For those who don't keep trades open during the night, (intraday traders) rollover is not a concern. If a position is opened after 5:00 PM (New York time) on the previous day and closed before 5:00 PM (New York time) on the current day, then no rollover is credited or debited.


Before trading, it is wise to check the rollover terms of your chosen broker.


Stop-loss Orders.


A stop-loss order protects you from losing more than you are willing to risk. Before opening a trade you can specify a price level at which your position will be automatically closed.


There can be two types of stop-loss orders:


Normal Stop-Loss: it automatically closes your position at the best available price, meaning that sometimes you can lose more than predicted due to slippages.
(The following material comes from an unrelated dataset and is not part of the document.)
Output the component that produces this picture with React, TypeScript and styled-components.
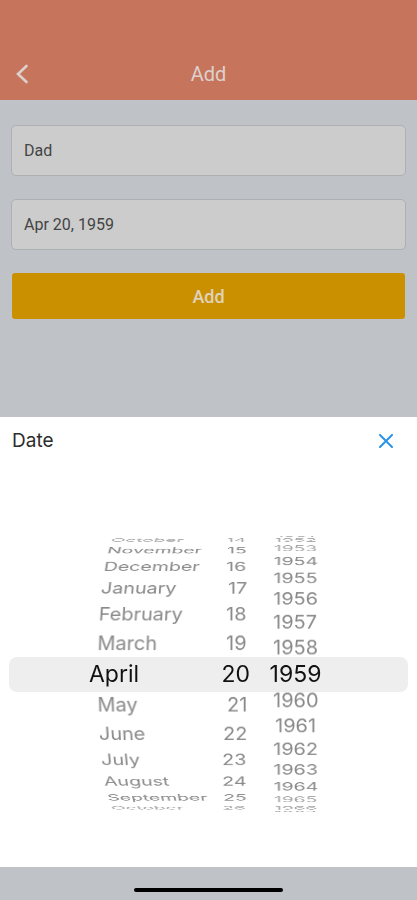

Guaranteed Stop-Loss: it closes your position at exactly the price level you specified, so there is no risk of gapping or slippage. Thus your loss will never exceed your predicted level. But you obviously have to pay extra spread for such an advantage.


Can You Trade Forex on Weekends?


Usually, you can't. The forex market is closed for retail traders on weekends.


The currency market closes on Friday 5:00 PM New York time (10:00 PM London time), when the New York session finalizes, and reopens on Sunday at 5:00 PM New York time (10:00 PM London time).


But…here's the catch #1: The FX market is not closed for everyone! Central banks and related institutions can keep pushing around billions, even on weekends.


Also, when a huge transaction takes place during the weekend, it can create a thing called the weekend gap, which can cause your stop-losses to get triggered and your position to close.


If, on Sunday, the opening-price is higher than Friday’s high price price, you will have a gap up. If the price opens lower, you will have a gap down.


That's why traders usually either set wider stops or close their positions entirely over the weekend.